Right Now, Wrong Then [2015] is South Korean director Hong Sang-soo’s latest film.
Reimagining Constructs… On paper, this film looks a lot like other films that have come before it: boy meets girl; boy and girl dance around the idea of romance; boy and girl part ways; rewind and replay. It doesn’t sound too interesting or inventive as its description could be dismissively summed up as Before Sunrise [1995] meets Rashoman [1950]. Yet, before there was Showtime’s The Affair and before The Disappearance of Eleanor Rigby [2014], there was Hong Sang-soo. He has been playing around with time and perspective for as long as he has been making films (i.e. since 1996). But unlike The Affair and Eleanor Rigby, Hong’s permutations are less broad: it’s not quite as binary as a his-versus-her perspective gimmick and it’s not quite the Rashoman effect either, which makes Right Now, Wrong Then—and Hong—unique creatures unto themselves.
Reconstructing Constructs… Right Now is replete with Hong’s signatures. His films often feature characters engaged in mundane daily activities such as eating, drinking and talking and Right Now is no different. In this film, the boy is Ham Cheon-soo, a filmmaker who is visiting Suwon, from Seoul, for a screening of his film and a corresponding Q & A whereas the girl is Yoon Hee-jeong, a former model, and current aspiring painter. Cheon-soo and Hee-jeong drink coffee, talk about art, eat sushi and drink soju. Nothing revelatory. Yet, what sets this film apart from the sea of talky indies is its plot structure. The film’s main sequence of events is shown onscreen twice with the title cards reading Right Now, Wrong Then and Right Then, Wrong Now respectively. In juxtaposing two version of the same basic events, Hong uses repetition and variation to invite his audience to scrutinize their preconceptions and examine the nature of memory and remembering. The two versions presented will also subvert audience expectations. In doing this, it’s as if Hong is asking us to 1. engage in an exercise of what-ifs and 2. to examine our notions of romance and romance stories; all of which makes this seemingly simplistic film more complex than what first meets the eye.
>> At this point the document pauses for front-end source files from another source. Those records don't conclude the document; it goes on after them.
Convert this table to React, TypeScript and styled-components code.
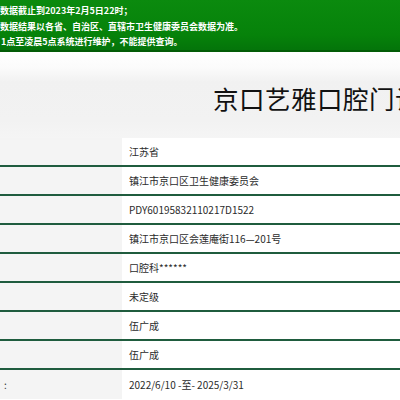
import React from "react";
import styled, { createGlobalStyle } from "styled-components";

const Global = createGlobalStyle`
  html, body { margin: 0; padding: 0; background: #ffffff; }
  body { width: 400px; height: 400px; overflow: hidden; font-family: "Noto Sans CJK SC", "Noto Sans", sans-serif; }
`;

const Page = styled.div`
  width: 400px;
  display: flex;
  flex-direction: column;
`;

const Notice = styled.div`
  height: 52px;
  box-sizing: border-box;
  padding-top: 3px;
  background: linear-gradient(180deg, #0b8a0e 0%, #06820a 70%, #04740a 100%);
  border-bottom: 2px solid #035c07;
  color: #ffffff;
  font-size: 9px;
  font-weight: 700;
  line-height: 15.5px;
  white-space: nowrap;
  overflow: hidden;
`;

const NoticeLine = styled.div<{ indent?: number }>`
  padding-left: ${(p) => p.indent ?? 0}px;
`;

const TitleBand = styled.div`
  height: 86px;
  display: flex;
  align-items: center;
  padding-left: 213px;
  padding-top: 4px;
  box-sizing: border-box;
  background: linear-gradient(180deg, #ffffff 0%, #fbfbfb 18%, #f1f1f1 35%, #f2f2f2 80%, #f5f5f5 100%);
  overflow: hidden;
  white-space: nowrap;
`;

const Title = styled.h1`
  margin: 0;
  font-size: 25.5px;
  font-weight: 400;
  color: #111111;
  letter-spacing: 0.5px;
`;

const Table = styled.div`
  display: flex;
  flex-direction: column;
`;

const Row = styled.div<{ last?: boolean }>`
  display: grid;
  grid-template-columns: 122px 1fr;
  height: 29px;
  box-sizing: border-box;
  border-bottom: ${(p) => (p.last ? "none" : "2px solid #1f5c3e")};
`;

const Label = styled.div`
  background: #f4f4f4;
  display: flex;
  align-items: center;
  overflow: hidden;
  font-size: 10px;
  color: #333333;
  white-space: nowrap;
`;

const LabelText = styled.span`
  padding-left: 4px;
`;

const Value = styled.div`
  background: #ffffff;
  display: flex;
  align-items: center;
  padding-left: 7px;
  font-size: 10px;
  color: #2b2b2b;
  white-space: nowrap;
  overflow: hidden;
`;

const rows: { label?: string; value: string }[] = [
  { value: "江苏省" },
  { value: "镇江市京口区卫生健康委员会" },
  { value: "PDY60195832110217D1522" },
  { value: "镇江市京口区会莲庵街116—201号" },
  { value: "口腔科******" },
  { value: "未定级" },
  { value: "伍广成" },
  { value: "伍广成" },
  { label: ":", value: "2022/6/10 -至- 2025/3/31" },
];

export default function App() {
  return (
    <Page>
      <Global />
      <Notice>
        <NoticeLine>数据截止到2023年2月5日22时；</NoticeLine>
        <NoticeLine>数据结果以各省、自治区、直辖市卫生健康委员会数据为准。</NoticeLine>
        <NoticeLine indent={1}>1点至凌晨5点系统进行维护，不能提供查询。</NoticeLine>
      </Notice>
      <TitleBand>
        <Title>京口艺雅口腔门诊</Title>
      </TitleBand>
      <Table>
        {rows.map((r, i) => (
          <Row key={i} last={i === rows.length - 1}>
            <Label>{r.label ? <LabelText>{r.label}</LabelText> : null}</Label>
            <Value>{r.value}</Value>
          </Row>
        ))}
      </Table>
    </Page>
  );
}
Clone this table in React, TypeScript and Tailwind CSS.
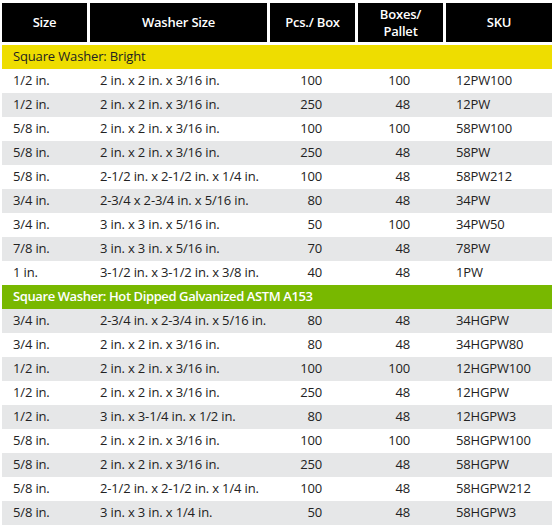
import React from 'react';

type Row = [string, string, string, string, string];

interface Section {
  title: string;
  variant: 'yellow' | 'green';
  rows: Row[];
}

const sections: Section[] = [
  {
    title: 'Square Washer: Bright',
    variant: 'yellow',
    rows: [
      ['1/2 in.', '2 in. x 2 in. x 3/16 in.', '100', '100', '12PW100'],
      ['1/2 in.', '2 in. x 2 in. x 3/16 in.', '250', '48', '12PW'],
      ['5/8 in.', '2 in. x 2 in. x 3/16 in.', '100', '100', '58PW100'],
      ['5/8 in.', '2 in. x 2 in. x 3/16 in.', '250', '48', '58PW'],
      ['5/8 in.', '2-1/2 in. x 2-1/2 in. x 1/4 in.', '100', '48', '58PW212'],
      ['3/4 in.', '2-3/4 x 2-3/4 in. x 5/16 in.', '80', '48', '34PW'],
      ['3/4 in.', '3 in. x 3 in. x 5/16 in.', '50', '100', '34PW50'],
      ['7/8 in.', '3 in. x 3 in. x 5/16 in.', '70', '48', '78PW'],
      ['1 in.', '3-1/2 in. x 3-1/2 in. x 3/8 in.', '40', '48', '1PW'],
    ],
  },
  {
    title: 'Square Washer: Hot Dipped Galvanized ASTM A153',
    variant: 'green',
    rows: [
      ['3/4 in.', '2-3/4 in. x 2-3/4 in. x 5/16 in.', '80', '48', '34HGPW'],
      ['3/4 in.', '2 in. x 2 in. x 3/16 in.', '80', '48', '34HGPW80'],
      ['1/2 in.', '2 in. x 2 in. x 3/16 in.', '100', '100', '12HGPW100'],
      ['1/2 in.', '2 in. x 2 in. x 3/16 in.', '250', '48', '12HGPW'],
      ['1/2 in.', '3 in. x 3-1/4 in. x 1/2 in.', '80', '48', '12HGPW3'],
      ['5/8 in.', '2 in. x 2 in. x 3/16 in.', '100', '100', '58HGPW100'],
      ['5/8 in.', '2 in. x 2 in. x 3/16 in.', '250', '48', '58HGPW'],
      ['5/8 in.', '2-1/2 in. x 2-1/2 in. x 1/4 in.', '100', '48', '58HGPW212'],
      ['5/8 in.', '3 in. x 3 in. x 1/4 in.', '50', '48', '58HGPW3'],
    ],
  },
];

function HeaderCell({ className, children }: { className: string; children: React.ReactNode }) {
  return (
    <div className={`${className} h-[39px] bg-black text-white font-semibold text-[13px] leading-[17px] tracking-[-0.2px] flex items-center justify-center text-center`}>
      {children}
    </div>
  );
}

export default function App() {
  let stripe = 0;

  return (
    <div className="w-[553px] h-[525px] bg-white pl-[2px] pt-[3px] text-[#222] overflow-hidden" style={{ fontFamily: '"Open Sans", "Noto Sans", sans-serif' }}>
      <div className="flex gap-[3px]">
        <HeaderCell className="w-[85px]">Size</HeaderCell>
        <HeaderCell className="w-[177px]">Washer Size</HeaderCell>
        <HeaderCell className="w-[85px]">Pcs./ Box</HeaderCell>
        <HeaderCell className="w-[85px]">Boxes/<br />Pallet</HeaderCell>
        <HeaderCell className="w-[106px]">SKU</HeaderCell>
      </div>

      <div className="mt-[3px] w-[550px]">
        {sections.map((section) => (
          <div key={section.title}>
            <div
              className={
                section.variant === 'yellow'
                  ? 'h-[24px] px-[11px] flex items-center text-[13px] tracking-[-0.15px] bg-[#eedd00] text-[#222]'
                  : 'h-[24px] px-[11px] flex items-center text-[13px] tracking-[-0.4px] bg-[#78b800] text-white font-semibold'
              }
            >
              {section.title}
            </div>
            {section.rows.map((row, i) => {
              const gray = stripe++ % 2 === 1;
              return (
                <div key={i} className={`flex gap-[3px] h-[24px] items-center text-[13px] tracking-[-0.15px] ${gray ? 'bg-[#e6e7e8]' : 'bg-white'}`}>
                  <div className="w-[85px] pl-[11px]">{row[0]}</div>
                  <div className="w-[177px] pl-[10px] whitespace-nowrap">{row[1]}</div>
                  <div className="w-[85px] pr-[33px] text-right">{row[2]}</div>
                  <div className="w-[85px] pr-[33px] text-right">{row[3]}</div>
                  <div className="w-[106px] pl-[10px]">{row[4]}</div>
                </div>
              );
            })}
          </div>
        ))}
      </div>
    </div>
  );
}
Revisiting Constructs… Another interesting aspect of Right Now—which is yet another recurrent aspect of Hong’s films—is that of the foolish male character. Cheon-soo talks often and talks plenty, but he never says much of anything. For instance, in trying to answer a question at his Q & A, he rambles incoherently and spits out a lot of words that ultimately amount to a hill of beans. In fact, when Cheon-soo ends up meeting some of Hee-jeong’s friends, they point out that his meditations on artistry and his critique of Hee-jeong’s paintings are essentially the same points that he usually makes in his interviews. Seemingly suspended in some sort of Marco-Rubio-esque robot mode, Cheon-soo recites the same few reliable lines, time and again, as he self-cannibalizes his own ideas—perpetually in fear that he’ll be found out that he really doesn’t have anything insightful to say at all. In part, it’s curious the degree to which this is metatextual seeing as this kind of criticism could be levied against Hong himself who plays around with the same themes, ideas and basic building blocks of filmmaking time and again. And in this vein, part of this film seems to be about ‘The Movies’ as telling stories and making movies is largely a matter of framing and perspective: To make a film overtly with two variants of the same story without any internal logic like that of Edge of Tomorrow [2014] while featuring a character like Cheon-soo feels like Hong is asking his audience to examine the fork at which our perspective and the cinema intersect and how one informs the other and vice versa. Thus far, it may sound like Right Now is an unbearably earnest and stuffy film, but despite its talkiness and its structure, this film does breath and it’s Hong’s dry humor that undercuts the most serious elements of this film.